In the spirit of there being an appropriate Keynes’ quote for all contemporary political problems, here’s one for COP17: “Its better to be broadly right than precisely wrong.” Put differently, critical analysis does not start from a clear-sighted definition of justice but from widely shared intuitions of injustice. This is the simple logic that runs through the global occupation movement.
The occupy movement has provided a set of reasoned objections to the current economic system. The counter criticism that they have not provided coherent solutions is irrelevant. They are a protest movement. In any case solutions to the flaws within the current system abound. The problem is the absence of political will, not the absence of good ideas. The same is true of the global movement for climate change justice.
In many ways these two movements are identical. Both are formed from a bewilderingly diverse range of peoples and interests, and both are united by a common objection to the irrational discounting of the future over the present.
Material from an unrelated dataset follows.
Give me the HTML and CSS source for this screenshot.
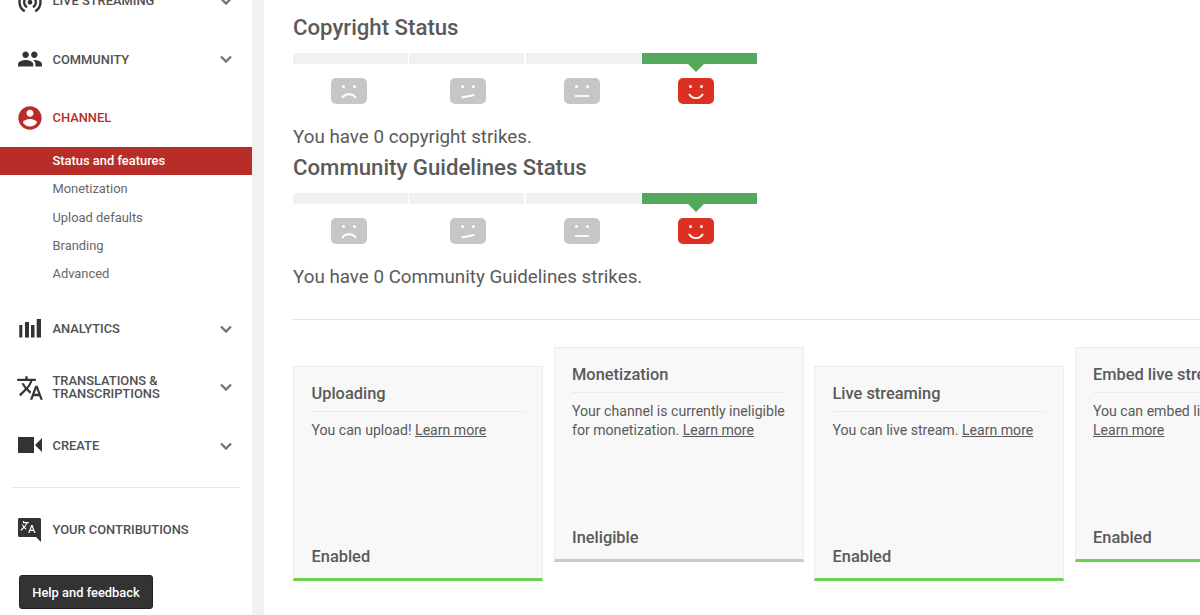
FILE: index.html
```html
<!DOCTYPE html>
<html lang="en">
<head>
    <meta charset="UTF-8">
    <title>Status and features</title>
    <link rel="stylesheet" href="styles.css">
</head>
<body>
    <div class="sidebar">
        <div class="nav-row">
            <svg class="nav-icon" viewBox="0 0 24 24"><path d="M12 11c-1.1 0-2 .9-2 2s.9 2 2 2 2-.9 2-2-.9-2-2-2zm6 2c0-3.31-2.69-6-6-6s-6 2.69-6 6c0 2.22 1.21 4.15 3 5.19l1-1.74c-1.19-.7-2-1.97-2-3.45 0-2.21 1.79-4 4-4s4 1.79 4 4c0 1.48-.81 2.75-2 3.45l1 1.74c1.79-1.04 3-2.97 3-5.19zM12 3C6.48 3 2 7.48 2 13c0 3.7 2.01 6.92 4.99 8.65l1-1.73C5.61 18.53 4 15.96 4 13c0-4.42 3.58-8 8-8s8 3.58 8 8c0 2.96-1.61 5.53-4 6.92l1 1.73c2.99-1.73 5-4.95 5-8.65 0-5.52-4.48-10-10-10z"/></svg>
            <span class="nav-label">LIVE STREAMING</span>
            <svg class="chevron" viewBox="0 0 12 8"><path d="M1 1.5l5 5 5-5"/></svg>
        </div>
        <div class="nav-row">
            <svg class="nav-icon people" viewBox="0 0 24 24"><path d="M16 11c1.66 0 2.99-1.34 2.99-3S17.66 5 16 5c-1.66 0-3 1.34-3 3s1.34 3 3 3zm-8 0c1.66 0 2.99-1.34 2.99-3S9.66 5 8 5C6.34 5 5 6.34 5 8s1.34 3 3 3zm0 2c-2.33 0-7 1.17-7 3.5V19h14v-2.5c0-2.33-4.67-3.5-7-3.5zm8 0c-.29 0-.62.02-.97.05 1.16.84 1.97 1.97 1.97 3.45V19h6v-2.5c0-2.33-4.67-3.5-7-3.5z"/></svg>
            <span class="nav-label">COMMUNITY</span>
            <svg class="chevron" viewBox="0 0 12 8"><path d="M1 1.5l5 5 5-5"/></svg>
        </div>
        <div class="nav-row active">
            <svg class="nav-icon" viewBox="0 0 24 24"><path d="M12 2C6.48 2 2 6.48 2 12s4.48 10 10 10 10-4.48 10-10S17.52 2 12 2zm0 3c1.66 0 3 1.34 3 3s-1.34 3-3 3-3-1.34-3-3 1.34-3 3-3zm0 14.2c-2.5 0-4.71-1.28-6-3.22.03-1.99 4-3.08 6-3.08 1.99 0 5.97 1.09 6 3.08-1.29 1.94-3.5 3.22-6 3.22z"/></svg>
            <span class="nav-label">CHANNEL</span>
        </div>
        <ul class="subnav">
            <li class="current">Status and features</li>
            <li>Monetization</li>
            <li>Upload defaults</li>
            <li>Branding</li>
            <li>Advanced</li>
        </ul>
        <div class="nav-row analytics">
            <svg class="nav-icon" viewBox="0 0 28 28"><path d="M3.3 10h3v12.5h-3zM9 7h4v15.5H9zM15 10h3.5v12.5H15zM20.7 4H25v18.5h-4.3z"/></svg>
            <span class="nav-label">ANALYTICS</span>
            <svg class="chevron" viewBox="0 0 12 8"><path d="M1 1.5l5 5 5-5"/></svg>
        </div>
        <div class="nav-row translations">
            <svg class="nav-icon" viewBox="0 0 24 24"><path d="M12.87 15.07l-2.54-2.51.03-.03c1.74-1.94 2.98-4.17 3.71-6.53H17V4h-7V2H8v2H1v1.99h11.17C11.5 7.92 10.44 9.75 9 11.35 8.07 10.32 7.3 9.19 6.69 8h-2c.73 1.63 1.73 3.17 2.98 4.56l-5.09 5.02L4 19l5-5 3.11 3.11.76-2.04zM18.5 10h-2L12 22h2l1.12-3h4.75L21 22h2l-4.5-12zm-2.62 7l1.62-4.33L19.12 17h-3.24z"/></svg>
            <span class="nav-label">TRANSLATIONS &amp;<br>TRANSCRIPTIONS</span>
            <svg class="chevron" viewBox="0 0 12 8"><path d="M1 1.5l5 5 5-5"/></svg>
        </div>
        <div class="nav-row">
            <svg class="nav-icon" viewBox="0 0 28 28"><path d="M2 5h16v16H2zM19 13l7-7v14z"/></svg>
            <span class="nav-label">CREATE</span>
            <svg class="chevron" viewBox="0 0 12 8"><path d="M1 1.5l5 5 5-5"/></svg>
        </div>
        <div class="nav-divider"></div>
        <div class="nav-row">
            <svg class="nav-icon" viewBox="0 0 28 28"><path fill-rule="evenodd" d="M3.5 2h20c.8 0 1.5.7 1.5 1.5V26l-5-5H3.5C2.7 21 2 20.3 2 19.5v-16C2 2.7 2.7 2 3.5 2zM7 6v1.3h3.1c-.4 1.2-1 2.2-1.9 3.1-.5-.6-1-1.2-1.3-1.9H5.6c.4.9 1 1.8 1.7 2.6l-2.8 2.7.9.9 2.7-2.7 1.7 1.7.5-1.2-1.4-1.3c1.1-1.2 1.9-2.5 2.3-3.9h1.5V6H8.2V5H7zm9.5 3h-1.3l-3 8h1.3l.7-2h3.3l.7 2h1.300zm-.6 1.8 1.100 3h-2.200z"/></svg>
            <span class="nav-label">YOUR CONTRIBUTIONS</span>
        </div>
        <button class="help-btn">Help and feedback</button>
    </div>

    <div class="gutter"></div>

    <div class="main">
        <div class="status">
            <h2>Copyright Status</h2>
            <div class="meter">
                <div class="segment"></div>
                <div class="segment"></div>
                <div class="segment"></div>
                <div class="segment good"></div>
            </div>
            <div class="faces">
                <svg class="face" viewBox="0 0 36 26"><rect width="36" height="26" rx="5"/><circle cx="12.5" cy="8.5" r="1.5"/><circle cx="23.5" cy="8.5" r="1.5"/><path d="M11 20c3.5-5 10.5-5 14 0"/></svg>
                <svg class="face" viewBox="0 0 36 26"><rect width="36" height="26" rx="5"/><circle cx="12.5" cy="8.5" r="1.5"/><circle cx="23.5" cy="8.5" r="1.5"/><path d="M11.5 19.5l13-2.5"/></svg>
                <svg class="face" viewBox="0 0 36 26"><rect width="36" height="26" rx="5"/><circle cx="12.5" cy="8.5" r="1.5"/><circle cx="23.5" cy="8.5" r="1.5"/><path d="M11 18h14"/></svg>
                <svg class="face happy" viewBox="0 0 36 26"><rect width="36" height="26" rx="5"/><circle cx="12.5" cy="8.5" r="1.5"/><circle cx="23.5" cy="8.5" r="1.5"/><path d="M11 16c3.5 5.5 10.5 5.5 14 0"/></svg>
            </div>
            <p class="strikes">You have 0 copyright strikes.</p>
        </div>
        <div class="status">
            <h2>Community Guidelines Status</h2>
            <div class="meter">
                <div class="segment"></div>
                <div class="segment"></div>
                <div class="segment"></div>
                <div class="segment good"></div>
            </div>
            <div class="faces">
                <svg class="face" viewBox="0 0 36 26"><rect width="36" height="26" rx="5"/><circle cx="12.5" cy="8.5" r="1.5"/><circle cx="23.5" cy="8.5" r="1.5"/><path d="M11 20c3.5-5 10.5-5 14 0"/></svg>
                <svg class="face" viewBox="0 0 36 26"><rect width="36" height="26" rx="5"/><circle cx="12.5" cy="8.5" r="1.5"/><circle cx="23.5" cy="8.5" r="1.5"/><path d="M11.5 19.5l13-2.5"/></svg>
                <svg class="face" viewBox="0 0 36 26"><rect width="36" height="26" rx="5"/><circle cx="12.5" cy="8.5" r="1.5"/><circle cx="23.5" cy="8.5" r="1.5"/><path d="M11 18h14"/></svg>
                <svg class="face happy" viewBox="0 0 36 26"><rect width="36" height="26" rx="5"/><circle cx="12.5" cy="8.5" r="1.5"/><circle cx="23.5" cy="8.5" r="1.5"/><path d="M11 16c3.5 5.5 10.5 5.5 14 0"/></svg>
            </div>
            <p class="strikes">You have 0 Community Guidelines strikes.</p>
        </div>

        <div class="main-divider"></div>

        <div class="cards">
            <div class="card enabled">
                <h3>Uploading</h3>
                <p>You can upload! <a href="#">Learn more</a></p>
                <div class="card-state">Enabled</div>
            </div>
            <div class="card raised">
                <h3>Monetization</h3>
                <p>Your channel is currently ineligible for monetization. <a href="#">Learn more</a></p>
                <div class="card-state">Ineligible</div>
            </div>
            <div class="card enabled">
                <h3>Live streaming</h3>
                <p>You can live stream. <a href="#">Learn more</a></p>
                <div class="card-state">Enabled</div>
            </div>
            <div class="card raised enabled">
                <h3>Embed live streams</h3>
                <p>You can embed live streams. <a href="#">Learn more</a></p>
                <div class="card-state">Enabled</div>
            </div>
        </div>
    </div>
</body>
</html>
```

FILE: styles.css
```css
html, body {
    height: 100%;
}
body {
    font-family: Roboto, "Liberation Sans", sans-serif;
    display: flex;
    margin: 0;
    overflow: hidden;
    background-color: #fff;
    color: #5a5a5a;
}

/* Sidebar */
.sidebar {
    width: 252px;
    flex-shrink: 0;
    margin-top: -28.5px;
}
.nav-row {
    display: flex;
    align-items: center;
    height: 58.5px;
    padding: 0 18px 0 16px;
    color: #505050;
}
.nav-icon {
    width: 28px;
    height: 28px;
    flex-shrink: 0;
    fill: #333;
}
.people {
    transform: scale(0.93);
}
.nav-label {
    margin-left: 8.5px;
    flex: 1;
    font-size: 12.9px;
    font-weight: 500;
    line-height: 13.5px;
}
.translations .nav-label,
.translations .chevron {
    margin-bottom: 1px;
}
.chevron {
    width: 12px;
    height: 8px;
    margin-right: 2px;
    fill: none;
    stroke: #757575;
    stroke-width: 2.4;
}
.active .nav-label {
    color: #b92d28;
}
.active .nav-icon {
    fill: #b92d28;
}
.subnav {
    list-style: none;
    margin: 0;
    padding: 0;
}
.subnav li {
    height: 28.25px;
    line-height: 28.5px;
    padding-left: 52.5px;
    font-size: 12.9px;
    color: #666;
}
.subnav .current {
    background-color: #b92d28;
    color: #fff;
    font-weight: 500;
}
.analytics {
    margin-top: 11.5px;
}
.nav-divider {
    height: 1px;
    margin: 12px;
    background-color: #e6e6e6;
}
.help-btn {
    display: block;
    width: 134px;
    height: 34px;
    margin: 16.5px 0 0 19px;
    padding: 0;
    font-family: inherit;
    font-size: 12.9px;
    font-weight: 500;
    color: #fff;
    background-color: #333;
    border: 1px solid #222;
    border-radius: 3px;
}

.gutter {
    width: 12px;
    flex-shrink: 0;
    background-color: #f1f1f1;
}

/* Main content */
.main {
    flex: 1;
    min-width: 0;
    padding: 12px 0 0 29px;
    overflow: hidden;
}
.status {
    width: 464px;
    margin-bottom: 1px;
}
h2 {
    margin: 0;
    font-size: 22.2px;
    font-weight: 500;
    line-height: 30px;
    white-space: nowrap;
}
.meter {
    display: grid;
    grid-template-columns: repeat(4, 1fr);
    gap: 1.5px;
    margin-top: 11px;
}
.segment {
    position: relative;
    height: 11px;
    background-color: #f1f1f1;
}
.good {
    background-color: #53a85a;
}
.good::after {
    content: "";
    position: absolute;
    top: 11px;
    left: 46px;
    border-left: 8px solid transparent;
    border-right: 8px solid transparent;
    border-top: 8px solid #53a85a;
}
.faces {
    display: grid;
    grid-template-columns: 118.5px 114.5px 113.5px 36px;
    padding-left: 38px;
    margin-top: 14px;
}
.face {
    display: block;
    width: 36px;
    height: 26px;
    fill: #fff;
}
.face rect {
    fill: #c6c6c6;
}
.face path {
    fill: none;
    stroke: #fff;
    stroke-width: 1.8;
}
.happy rect {
    fill: #dc3023;
}
.strikes {
    margin: 19px 0 0;
    font-size: 18.8px;
    line-height: 28px;
    white-space: nowrap;
}
.main-divider {
    height: 1px;
    margin-top: 27.5px;
    background-color: #e2e2e2;
}
.cards {
    display: flex;
    gap: 10.5px;
    margin-top: 27px;
}
.card {
    display: flex;
    flex-direction: column;
    width: 250px;
    height: 215px;
    flex-shrink: 0;
    margin-top: 19px;
    padding: 17px 17.5px 11px;
    box-sizing: border-box;
    background-color: #f8f8f8;
    border: 1px solid #ececec;
    border-bottom: 3px solid #c9c9c9;
}
.raised {
    margin-top: 0;
}
.enabled {
    border-bottom-color: #6fcf4f;
}
.card h3 {
    margin: 0;
    padding-bottom: 7px;
    border-bottom: 1px solid #ebebeb;
    font-size: 16.4px;
    font-weight: 500;
    line-height: 20px;
    white-space: nowrap;
}
.card p {
    margin: 9px 0 0;
    font-size: 14.1px;
    line-height: 19px;
}
.card a {
    color: #5a5a5a;
}
.card-state {
    margin-top: auto;
    font-size: 16.4px;
    font-weight: 500;
    line-height: 20px;
}
```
But does this common cause change anything? For the thousands of people heading to the seventeenth COP in Durban it may seem like the global economic crises and the debates that surround it simply make their jobs more difficult. Domestic and regional economic crises only increase the difficulty of securing adequate funding for UNFCCC financial mechanisms and push climate change off the broader political agenda.
But perhaps, with the rise of protest movements around the world, there is a chance for a bit more honesty about the role of civil society must play in overcoming these barriers. Whilst the negotiating process forces all parties to accept the lowest common denominator, civil society will continue to advocate for progress in line with the scientific consensus. If other parties choose to present these alternatives as a barrier to progress they are wilfully missing the point.
If political realities fly in the face of justice then it is the politics that must change not our definition of justice. It is the role of civil society to continue making this point.